Par ailleurs, depuis le début des années 1900, nombre de médicaments et de vaccins ont été fabriqués à partir d’organismes des sols, dont des antibiotiques bien connus, tels que la pénicilline, mais aussi la bléomycine, qui sert à traiter le cancer, et l’amphotéricine b, utilisée contre les infections fongiques. Face à la hausse des maladies causées par des microorganismes résistants, la diversité biologique des sols offre d’immenses possibilités pour ce qui est de la production de nouveaux médicaments efficaces.

Les étapes suivantes

D’une manière générale, nous manquons de données détaillées, de politiques et d’initiatives en rapport avec la biodiversité des sols aux niveaux local, national, régional et mondial. Le rapport fait ressortir la nécessité de promouvoir le changement qui s’impose en faveur de la prise en compte des indicateurs biologiques de la santé des sols, en plus des indicateurs physiques et chimiques.

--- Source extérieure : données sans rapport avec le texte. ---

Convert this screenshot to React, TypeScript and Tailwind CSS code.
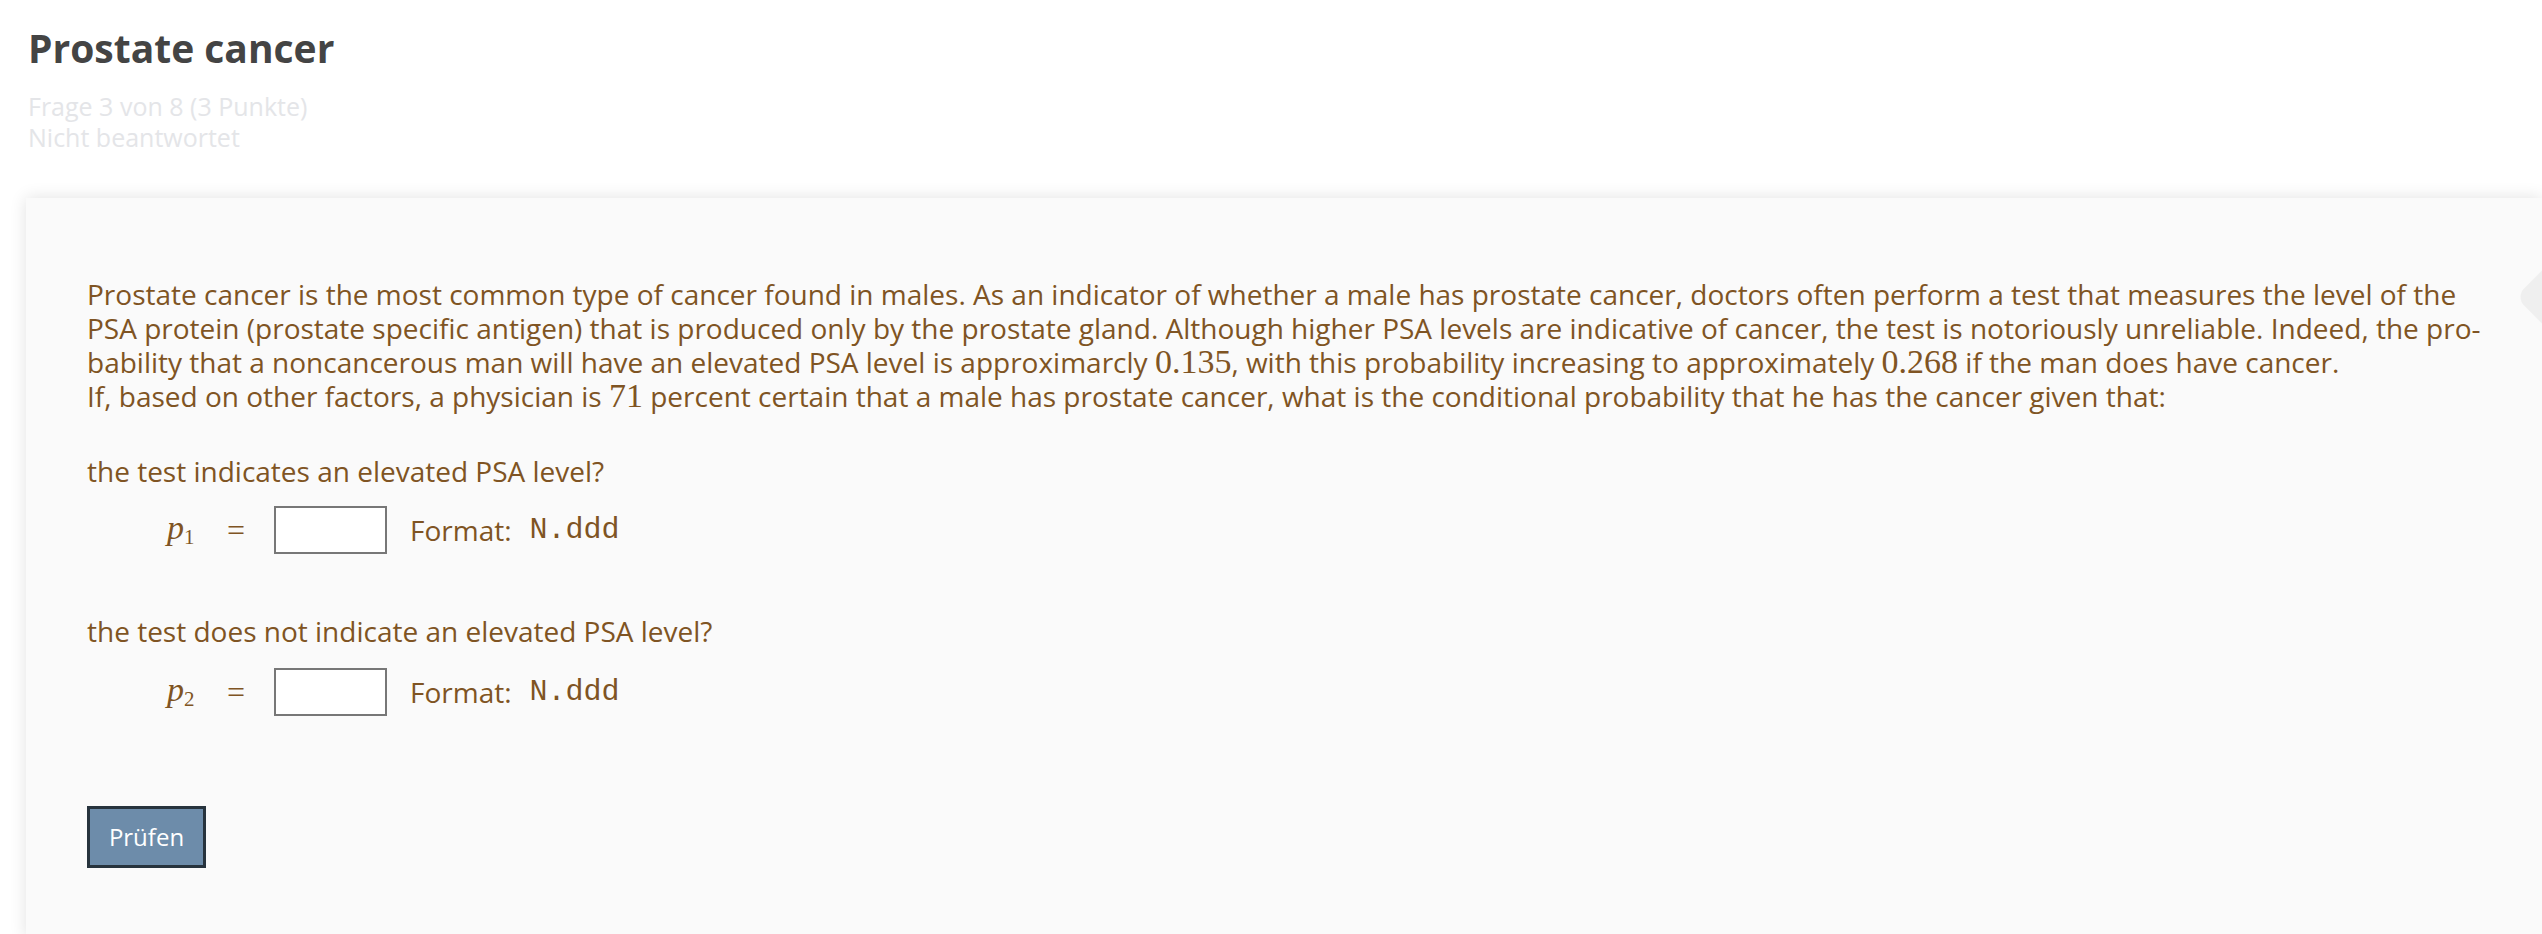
import React from "react";

const MathNum = ({ children }: { children: React.ReactNode }) => (
  <span className="font-['Liberation_Serif',serif] text-[34px]">{children}</span>
);

const AnswerRow = ({ sub }: { sub: string }) => (
  <div className="flex items-center h-[48px] pl-[80px]">
    <span className="w-[60px] font-['Liberation_Serif',serif] italic text-[34px] leading-none">
      p<span className="not-italic text-[21px] align-[-0.25em]">{sub}</span>
    </span>
    <span className="w-[47px] font-['Liberation_Serif',serif] text-[32px] leading-none">=</span>
    <input
      type="text"
      className="w-[113px] h-[48px] bg-white border-2 border-[#777777] outline-none"
    />
    <span className="ml-[23px]">Format:</span>
    <span className="ml-[18px] font-['Liberation_Mono',monospace] text-[30px]">N.ddd</span>
  </div>
);

export default function App() {
  return (
    <div className="relative min-h-screen bg-white overflow-hidden font-['Open_Sans',sans-serif]">
      <div className="pl-[28px] pt-[24px]">
        <h1 className="text-[39px] leading-[48px] font-bold text-[#444444]">Prostate cancer</h1>
        <div className="mt-[19px] text-[25px] leading-[31px] text-[#e4e5e8]">
          <div>Frage 3 von 8 (3 Punkte)</div>
          <div>Nicht beantwortet</div>
        </div>
      </div>

      <div className="ml-[26px] mt-[45px] min-h-[740px] bg-[#fafafa] shadow-[0_0_16px_rgba(0,0,0,0.12)] pl-[61px] pt-[79px] pb-[60px] text-[28px] leading-[34px] text-[#7f5423]">
        <p className="whitespace-nowrap">
          Prostate cancer is the most common type of cancer found in males. As an indicator of whether a male has prostate cancer, doctors often perform a test that measures the level of the
          <br />
          PSA protein (prostate specific antigen) that is produced only by the prostate gland. Although higher PSA levels are indicative of cancer, the test is notoriously unreliable. Indeed, the pro-
          <br />
          bability that a noncancerous man will have an elevated PSA level is approximarcly <MathNum>0.135</MathNum>, with this probability increasing to approximately <MathNum>0.268</MathNum> if the man does have cancer.
          <br />
          If, based on other factors, a physician is <MathNum>71</MathNum> percent certain that a male has prostate cancer, what is the conditional probability that he has the cancer given that:
        </p>

        <p className="mt-[41px]">the test indicates an elevated PSA level?</p>
        <div className="mt-[18px]">
          <AnswerRow sub="1" />
        </div>

        <p className="mt-[60px]">the test does not indicate an elevated PSA level?</p>
        <div className="mt-[20px]">
          <AnswerRow sub="2" />
        </div>

        <button className="mt-[90px] w-[119px] h-[62px] bg-[#6d8caa] border-[3px] border-[#27333d] text-white text-[24px] leading-none">
          Prüfen
        </button>
      </div>

      <div className="absolute right-[-46px] top-[267px] w-[60px] h-[60px] rotate-45 rounded-[12px] bg-[#efefef]" />
    </div>
  );
}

Afin de mieux comprendre les menaces qui pèsent sur la diversité biologique des sols et d’adopter des politiques et règlements adaptés, il faut absolument investir dans des évaluations harmonisées de la biodiversité des sols dans le monde entier, uniformiser les protocoles d’échantillonnage et d’analyse pour permettre la constitution de vastes ensembles de données comparables, et encourager le recours à des outils de suivi efficaces aux fins de l’enregistrement des changements qui s’opèrent dans la biodiversité des sols.

Le rapport révèle également que l’adoption par les agriculteurs de pratiques durables de gestion des sols, l’une des bases de la protection de la biodiversité des sols, reste rare en raison du manque d’appui technique, de mesures d’incitation et de conditions favorables, et qu’il faut généraliser ces pratiques.

La publication souligne aussi la nécessité de promouvoir des techniques novatrices de gestion des sols. Par exemple, les nouvelles techniques moléculaires axées sur le séquençage moléculaire nouvelle génération permettent de mieux comprendre les organismes des sols et les effets qu’ils peuvent avoir sur les systèmes de culture auxquels ils sont liés.

Il reste donc primordial d’améliorer les connaissances et de renforcer les capacités en vue de l’adoption d’outils révolutionnaires qui contribuent à la santé des populations, des plantes et des sols.

Les principales constatations du rapport ont été présentées, lors de la cérémonie organisée en ligne pour célébrer la Journée mondiale des sols. Cette cérémonie a également été l’occasion de décerner le Prix mondial des sols Glinka 2020 à l’Italien Luca Montanarella, agronome et acteur de premier plan dans le domaine des sols, et d’attribuer le Prix Roi Bhumibol de la Journée mondiale des sols au Conseil indien de la recherche agricole.

Enfin, étant donné que l’on ne peut pas gérer correctement quelque chose que l’on ne connaît pas, le système arménien d’information sur les sols a également été présenté au cours de la cérémonie.